Joseph’s motives in keeping his brothers in the dark about his identity are clear. In forming a plan of action, he had some questions that needed answering. And the first question was whether the events of his sale years ago still described the character of his brothers – or had they changed. Benjamin became an important pawn in the masquerade. Joseph believed that if his brother's character had remained the same as on the day he was sold, then they would gladly sell his only full brother into captivity as well, to save themselves. And if that were so, then Joseph had a chance to save his younger brother from the consequences that he had suffered.
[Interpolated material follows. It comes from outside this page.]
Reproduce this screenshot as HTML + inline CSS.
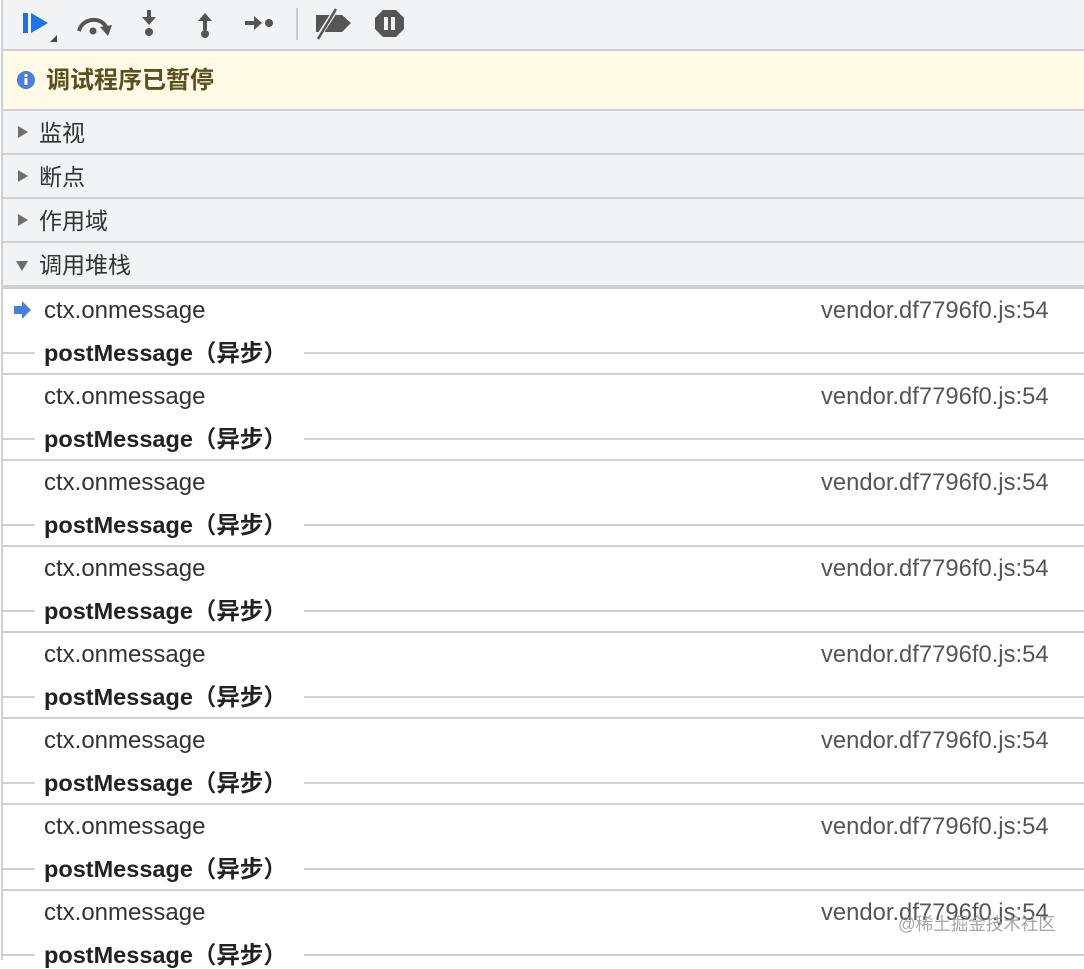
<!DOCTYPE html>
<html><head><meta charset="utf-8"><style>
*{margin:0;padding:0;box-sizing:border-box}
body{width:1084px;height:960px;overflow:hidden;background:#fff;font-family:"Liberation Sans","Noto Sans CJK SC",sans-serif;position:relative}
.abs{position:absolute;line-height:28px;white-space:nowrap}
.vl{left:0;top:0;width:3px;height:960px;background:#fff;border-right:2px solid #cfcfcf;position:absolute;z-index:5}
#tb{left:0;top:0;width:1084px;height:51px;background:#f1f3f4;border-bottom:2px solid #cdcdcd}
#ban{left:0;top:51px;width:1084px;height:60px;background:#fffbe6;border-bottom:2px solid #d0d0d0;font-size:24px;font-weight:bold;color:#5c4f1e}
.sec{left:0;width:1084px;height:44px;background:#f1f3f4;border-bottom:2px solid #d0d0d0;font-size:23px;color:#333}
.sec span{position:absolute;left:39px;top:8px;line-height:28px}
.tri{position:absolute;left:18px;top:15px;width:0;height:0;border-top:6px solid transparent;border-bottom:6px solid transparent;border-left:10px solid #6e6e6e}
.trid{position:absolute;left:16px;top:18px;width:0;height:0;border-left:6px solid transparent;border-right:6px solid transparent;border-top:10px solid #6e6e6e}
.ctx{left:44px;font-size:24px;color:#333}
.src{left:821px;font-size:23.8px;color:#555}
.pm{left:44px;font-size:23.5px;font-weight:bold;color:#222}
.ln{height:2px;background:#d0d0d0}
</style></head><body>
<div class="vl"></div>
<div id="tb" class="abs">
<svg class="abs" style="left:0;top:0" width="420" height="51">
<rect x="23" y="13" width="5" height="20" fill="#1a73e8"/>
<path d="M31 13 L48 23 L31 33Z" fill="#1a73e8"/>
<path d="M50 42 L57 42 L57 35Z" fill="#444"/>
<path d="M79 31 C82 18 101 16 106 27" stroke="#555" stroke-width="4" fill="none"/>
<path d="M100 27 L112 25 L108 36Z" fill="#555"/>
<circle cx="93" cy="31" r="3.5" fill="#555"/>
<path d="M149 10 V20" stroke="#555" stroke-width="4"/><path d="M142 17 H156 L149 25Z" fill="#555"/>
<circle cx="149" cy="32" r="4" fill="#555"/>
<path d="M205 30 V18" stroke="#555" stroke-width="4"/><path d="M198 21 H212 L205 13Z" fill="#555"/>
<circle cx="205" cy="34" r="4" fill="#555"/>
<path d="M245 23 H257" stroke="#555" stroke-width="4"/><path d="M254 16 V30 L262 23Z" fill="#555"/>
<circle cx="269" cy="23" r="4" fill="#555"/>
<rect x="296" y="8" width="2" height="32" fill="#ccc"/>
<path d="M316 15 H342 L351 23 L342 32 H316Z" fill="#555"/>
<path d="M317 39 L337 8" stroke="#f1f3f4" stroke-width="5"/>
<path d="M318 39 L336 9" stroke="#555" stroke-width="2.5"/>
<path d="M383 10 H396 L404 18 V29 L396 37 H383 L375 29 V18Z" fill="#555"/>
<rect x="384" y="17" width="4" height="13" fill="#f1f3f4"/><rect x="391" y="17" width="4" height="13" fill="#f1f3f4"/>
</svg></div>
<div id="ban" class="abs">
<svg class="abs" style="left:16px;top:19px" width="20" height="20"><circle cx="10" cy="10" r="9" fill="#4a7fd8"/><rect x="8.5" y="8" width="3" height="7" fill="#fff"/><circle cx="10" cy="5.5" r="1.6" fill="#fff"/></svg>
<span class="abs" style="left:46px;top:16px">调试程序已暂停</span></div>
<div class="sec abs" style="top:111px"><div class="tri"></div><span>监视</span></div>
<div class="sec abs" style="top:155px"><div class="tri"></div><span>断点</span></div>
<div class="sec abs" style="top:199px"><div class="tri"></div><span>作用域</span></div>
<div class="sec abs" style="top:243px;height:46px;border-bottom:4px solid #d0d0d0"><div class="trid"></div><span>调用堆栈</span></div>
<svg class="abs" style="left:13px;top:301px" width="20" height="18"><path d="M1 5 H9 V0 L18 9 L9 18 V13 H1Z" fill="#4a7fd8"/></svg>

<div class="ctx abs" style="top:297px">ctx.onmessage</div><div class="src abs" style="top:297px">vendor.df7796f0.js:54</div>
<div class="ln abs" style="top:352px;left:3px;width:32px"></div><div class="pm abs" style="top:339px">postMessage（异步）</div><div class="ln abs" style="top:352px;left:304px;width:780px"></div>
<div class="ln abs" style="top:373px;left:3px;width:1081px"></div>

<div class="ctx abs" style="top:383px">ctx.onmessage</div><div class="src abs" style="top:383px">vendor.df7796f0.js:54</div>
<div class="ln abs" style="top:438px;left:3px;width:32px"></div><div class="pm abs" style="top:425px">postMessage（异步）</div><div class="ln abs" style="top:438px;left:304px;width:780px"></div>
<div class="ln abs" style="top:459px;left:3px;width:1081px"></div>

<div class="ctx abs" style="top:469px">ctx.onmessage</div><div class="src abs" style="top:469px">vendor.df7796f0.js:54</div>
<div class="ln abs" style="top:524px;left:3px;width:32px"></div><div class="pm abs" style="top:511px">postMessage（异步）</div><div class="ln abs" style="top:524px;left:304px;width:780px"></div>
<div class="ln abs" style="top:545px;left:3px;width:1081px"></div>

<div class="ctx abs" style="top:555px">ctx.onmessage</div><div class="src abs" style="top:555px">vendor.df7796f0.js:54</div>
<div class="ln abs" style="top:610px;left:3px;width:32px"></div><div class="pm abs" style="top:597px">postMessage（异步）</div><div class="ln abs" style="top:610px;left:304px;width:780px"></div>
<div class="ln abs" style="top:631px;left:3px;width:1081px"></div>

<div class="ctx abs" style="top:641px">ctx.onmessage</div><div class="src abs" style="top:641px">vendor.df7796f0.js:54</div>
<div class="ln abs" style="top:696px;left:3px;width:32px"></div><div class="pm abs" style="top:683px">postMessage（异步）</div><div class="ln abs" style="top:696px;left:304px;width:780px"></div>
<div class="ln abs" style="top:717px;left:3px;width:1081px"></div>

<div class="ctx abs" style="top:727px">ctx.onmessage</div><div class="src abs" style="top:727px">vendor.df7796f0.js:54</div>
<div class="ln abs" style="top:782px;left:3px;width:32px"></div><div class="pm abs" style="top:769px">postMessage（异步）</div><div class="ln abs" style="top:782px;left:304px;width:780px"></div>
<div class="ln abs" style="top:803px;left:3px;width:1081px"></div>

<div class="ctx abs" style="top:813px">ctx.onmessage</div><div class="src abs" style="top:813px">vendor.df7796f0.js:54</div>
<div class="ln abs" style="top:868px;left:3px;width:32px"></div><div class="pm abs" style="top:855px">postMessage（异步）</div><div class="ln abs" style="top:868px;left:304px;width:780px"></div>
<div class="ln abs" style="top:889px;left:3px;width:1081px"></div>

<div class="ctx abs" style="top:899px">ctx.onmessage</div><div class="src abs" style="top:899px">vendor.df7796f0.js:54</div>
<div class="ln abs" style="top:954px;left:3px;width:32px"></div><div class="pm abs" style="top:941px">postMessage（异步）</div><div class="ln abs" style="top:954px;left:304px;width:780px"></div>
<div class="abs" style="left:898px;top:910px;font-size:17.5px;color:rgba(150,150,150,0.85)">@稀土掘金技术社区</div>
</body></html>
But that was not the case. Over the time that Joseph had dealt with his brothers, he was convinced that they are not the same people who had sold him into slavery. Time had passed, and they truly regretted the action that they had taken so many years earlier. Maybe they had matured a little bit. And Joseph had matured as well. The events of his life, as terrible as some of them had been, had shaped him, molding him into the respectable government official who now stood in front of them. He was no longer the annoying little brother that he had once been.

And as Joseph comes to the conclusion that his brothers have changed, the desire to reveal himself to them, and to find a way to reconnect with his aging father, overwhelms him. And he begins to break down in a way that he did not want to in front of his servants. It must have been a scary moment for his brothers. Here, this Egyptian official was ordering his staff out of the room, leaving the sons of Jacob alone with the official. For whatever was coming next, there would be no witnesses. After all that they had suffered, from silver mysteriously returning to them to a missing cup that was found in young Benjamin’s sack, they must have felt that someone was out to get them. And now the Egyptian could do and say whatever he wanted. At least a small part of them must have wondered if they would get out of the room alive, or whether soldiers would march in and dispose of them without anyone knowing that they had been there.

They would leave the room alive, but they would be changed. In a moment, the brother they had betrayed would be returned to them.  And life would continue but in a very different manner.